L'Armageddon si avvicina: ecco quando finirà il mondo

Allarmante studio della Nasa. Tra meno di mezzo secolo il mondo potrebbe già collassare

L'Armageddon si avvicina:  ecco quando finirà il mondo

Arriva dall'America un allarmante studio finanziato dalla Goddard Space Flight Center della Nasa. Secondo la National Socio-Environmental Synthesis Center, qualora le risorse e lo sfruttamento non fossero regolarizzati, la fine del mondo potrebbe arrivare in un lasso di tempo brevissimo: appena vent'anni. Le cause sarebbero da ricercare nello sfruttamento del territorio e nel sempre maggiore divario che divide ricchi e poveri.

Col ciclico boom dell'industrializzazione, l'uomo ha consumato sempre più risorse senza curarsi della quantità di materia a disposizione. Secondo Safa Motesharrei, membra del SESYNC, se non sarà regolarizzato l'uso delle risorse, entro breve tempo il sistema crollerebbe: dall'economia alle infrastrutture, dagli stati ai regni, tutto scomparirebbe. E la popolazione umana verrebbe spaccata in due: da una parte la gente comune (povera) dall'altra i ricchi. La ricerca è basata su un modello chiamato Handy (Human And Nature DYnamical) che, attraverso equazioni matematiche e storiche, delinea una mappa delle cause di deflagrazione dei maggiori imperi nella storia dell'uomo. "La caduta dell’impero romano - si legge nel sito - e dell’altrettanto (se non più) avanzato imperi Han, Maurya e Gupta, così come tanti imperi mesopotamici progrediti, sono tutte testimonianze del fatto che andando avanti le civiltà sofisticate, complesse e creative, possono essere sia fragili che non permanenti". Guardando al passato, i ricercatori hanno trovato cinque fattori comuni che porteranno alla fine del mondo: popolazione, clima, acqua, agricoltura ed energia. Mescolando insieme i fattori, Motesharrei è riuscita a individuare due cause fondamentali. La prima, la riduzione delle risorse a causa della pressione sulla capacità di carico ecologico, con conseguente crack di tutti i modelli di business conosciuti. La seconda lo stratificarsi delle classi.

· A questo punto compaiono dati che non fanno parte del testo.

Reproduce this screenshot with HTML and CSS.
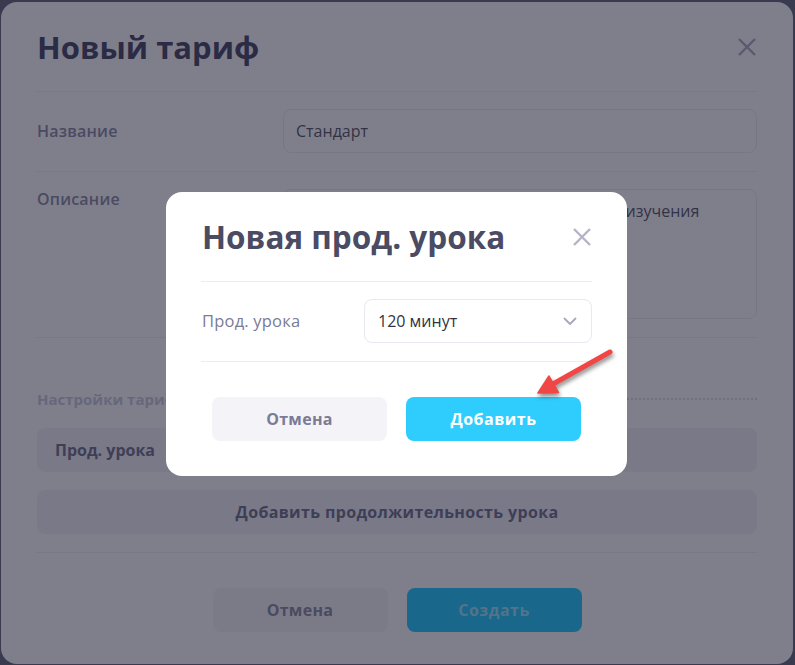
FILE: index.html
```html
<!DOCTYPE html>
<html lang="ru">
<head>
<meta charset="utf-8">
<title>Новый тариф</title>
<link rel="stylesheet" href="styles.css">
</head>
<body>
<div class="card">
  <div class="header">
    <h1 class="title">Новый тариф</h1>
    <svg class="close" width="20" height="20" viewBox="0 0 20 20"><path d="M2 2L18 18M18 2L2 18"/></svg>
  </div>
  <div class="row">
    <div class="label">Название</div>
    <div class="input">Стандарт</div>
  </div>
  <div class="row row-top">
    <div class="label">Описание</div>
    <div class="input textarea">Стандартный план для самостоятельного изучения</div>
  </div>
  <div class="section">
    <div class="section-title">Настройки тарифа</div>
    <div class="dots"></div>
  </div>
  <div class="item">Прод. урока</div>
  <div class="add-btn">Добавить продолжительность урока</div>
  <div class="footer">
    <div class="btn btn-cancel">Отмена</div>
    <div class="btn btn-primary btn-dim">Создать</div>
  </div>
</div>

<div class="overlay">
  <div class="popup">
    <div class="header">
      <h2 class="title">Новая прод. урока</h2>
      <svg class="close close-light" width="20" height="20" viewBox="0 0 20 20"><path d="M2 2L18 18M18 2L2 18"/></svg>
    </div>
    <div class="row popup-row">
      <div class="label label-light">Прод. урока</div>
      <div class="input select">
        <span>120 минут</span>
        <svg class="chev" width="14" height="9" viewBox="0 0 14 9"><path d="M1.5 1.5L7 7L12.5 1.5"/></svg>
      </div>
    </div>
    <div class="footer popup-footer">
      <div class="btn btn-cancel">Отмена</div>
      <div class="btn btn-primary">Добавить</div>
    </div>
  </div>
  <svg class="arrow" width="100" height="75" viewBox="0 0 100 75">
    <path class="shaft" d="M90 22L33 54"/>
    <path class="head" d="M18 63L38.5 62.5L29 46Z"/>
  </svg>
</div>
</body>
</html>
```

FILE: styles.css
```css
* { box-sizing: border-box; }
html, body { margin: 0; padding: 0; }
body {
  width: 795px;
  height: 665px;
  overflow: hidden;
  background: #52526b;
  font-family: "Open Sans", "Noto Sans", sans-serif;
  padding: 2px 2px 1px 1px;
}
.card {
  height: 662px;
  background: #ffffff;
  border-radius: 16px;
  padding: 0 36px;
  display: flex;
  flex-direction: column;
}
.header {
  height: 90px;
  display: flex;
  align-items: center;
  justify-content: space-between;
  border-bottom: 1px solid #ececf3;
}
.title {
  margin: 0;
  font-size: 31px;
  font-weight: 700;
  color: #2f2f50;
}
.close { display: block; }
.close path {
  stroke: #a0a0bc;
  stroke-width: 2.4;
  fill: none;
}
.close-light path { stroke: #b4b4c8; }
.row {
  display: flex;
  align-items: center;
  padding: 17px 0 18px;
  border-bottom: 1px solid #ececf3;
}
.row-top { align-items: flex-start; }
.label {
  width: 246px;
  flex: none;
  font-size: 16px;
  font-weight: 600;
  color: #7b7b99;
  line-height: 20px;
  letter-spacing: 0.2px;
}
.input {
  flex: 1;
  height: 44px;
  border: 1px solid #e8e8f0;
  border-radius: 8px;
  padding: 0 12px;
  display: flex;
  align-items: center;
  font-size: 16px;
  color: #404052;
}
.textarea {
  height: 130px;
  align-items: flex-start;
  padding: 9px 12px;
  line-height: 24px;
}
.section {
  display: flex;
  align-items: center;
  margin-top: 50px;
  height: 22px;
}
.section-title {
  font-size: 15px;
  font-weight: 700;
  color: #c3c3d8;
  white-space: nowrap;
}
.dots {
  flex: 1;
  margin-left: 10px;
  border-bottom: 2px dotted #d6d6e0;
}
.item {
  margin-top: 18px;
  height: 44px;
  border-radius: 8px;
  background: #f1f1f6;
  padding: 0 18px;
  display: flex;
  align-items: center;
  font-size: 16px;
  font-weight: 700;
  color: #5c5c7c;
}
.add-btn {
  margin-top: 18px;
  height: 44px;
  border-radius: 8px;
  background: #f1f1f6;
  display: flex;
  align-items: center;
  justify-content: center;
  font-size: 16px;
  font-weight: 700;
  letter-spacing: 0.35px;
  color: #5c5c7c;
}
.footer {
  margin-top: 18px;
  border-top: 1px solid #ececf3;
  padding-top: 35px;
  display: flex;
  justify-content: center;
  gap: 19px;
}
.btn {
  width: 175px;
  height: 44px;
  border-radius: 8px;
  display: flex;
  align-items: center;
  justify-content: center;
  font-size: 16px;
  font-weight: 700;
  letter-spacing: 0.3px;
}
.btn-cancel {
  background: #f4f4f8;
  color: #7b7b95;
}
.btn-primary {
  background: #2fcdfd;
  color: #ffffff;
  letter-spacing: 0.5px;
}
.btn-dim {
  background: #00c4ff;
  color: rgba(255, 255, 255, 0.55);
}
.overlay {
  position: fixed;
  inset: 0;
  background: rgba(42, 42, 62, 0.6);
  display: flex;
  align-items: center;
  justify-content: center;
  padding: 3px 2px 0 0;
}
.popup {
  width: 461px;
  height: 284px;
  background: #ffffff;
  border-radius: 16px;
  padding: 0 35px;
  display: flex;
  flex-direction: column;
}
.popup .title {
  color: #4b4b63;
  font-size: 31.5px;
  padding-left: 1px;
}
.popup-row .label {
  width: 163px;
  padding-left: 1px;
}
.label-light {
  font-weight: 500;
  font-size: 16.5px;
  color: #7b7b95;
}
.select {
  justify-content: space-between;
  padding: 0 14px 0 13px;
  color: #33333f;
}
.chev path {
  fill: none;
  stroke: #a8a8bc;
  stroke-width: 1.8;
  stroke-linecap: round;
  stroke-linejoin: round;
}
.popup-footer {
  margin-top: 0;
  border-top: none;
}
.arrow {
  position: absolute;
  left: 520px;
  top: 330px;
  filter: drop-shadow(1px 3px 2px rgba(0, 0, 0, 0.45));
}
.shaft {
  stroke: #f04646;
  stroke-width: 5;
  stroke-linecap: round;
  fill: none;
}
.head {
  fill: #f04646;
  stroke: #f04646;
  stroke-width: 1.5;
  stroke-linejoin: round;
}
```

In questo quadro critico, secondo la ricercatrice, gli scenari possibili sono due. Nel primo, i ricchi continueranno a espandersi e sfruttare condannando, nel giro di mille anni, il resto del mondo a morire di stenti. La fine quindi non arriverà per colpa della natura, ma per la perdita di lavoro e di speranza. Nel secondo caso è previsto un declino più graduale in cui anche i ricchi sarebbero destinati a capitolare: né soldi né risorse potrebbero più salvarli. Nonostante il loro potere, i ricchi cadrebbero in cinquecento anni, se non meno.

"Il collasso può essere evitato e la popolazione può raggiungere l’equilibrio se il tasso pro capite di esaurimento della natura viene ridotto ad un livello sostenibile e se le risorse vengono distribuite in modo abbastanza equo", conclude la Motesharrei avvertendo però che, ancora per poco, la popolazione mondiale potrebbe salvarsi con una inversione di marcia. Secondo gli scienziati, un controllo sulla natalità, una maggiore distribuzione delle risorse e delle ricchezze, un marcato interesse nei confronti del pianeta e una regolarizzazione dello spreco dell'acqua potrebbero portare ad una soluzione.

"Il modello Handy - suggerisce Motesharrei - offre una più che credibile "svegliata" agli Stati, alle corporazioni e al business, ma anche ai consumatori, per capire che il modello di "Business as usual" non può più essere sostenuto".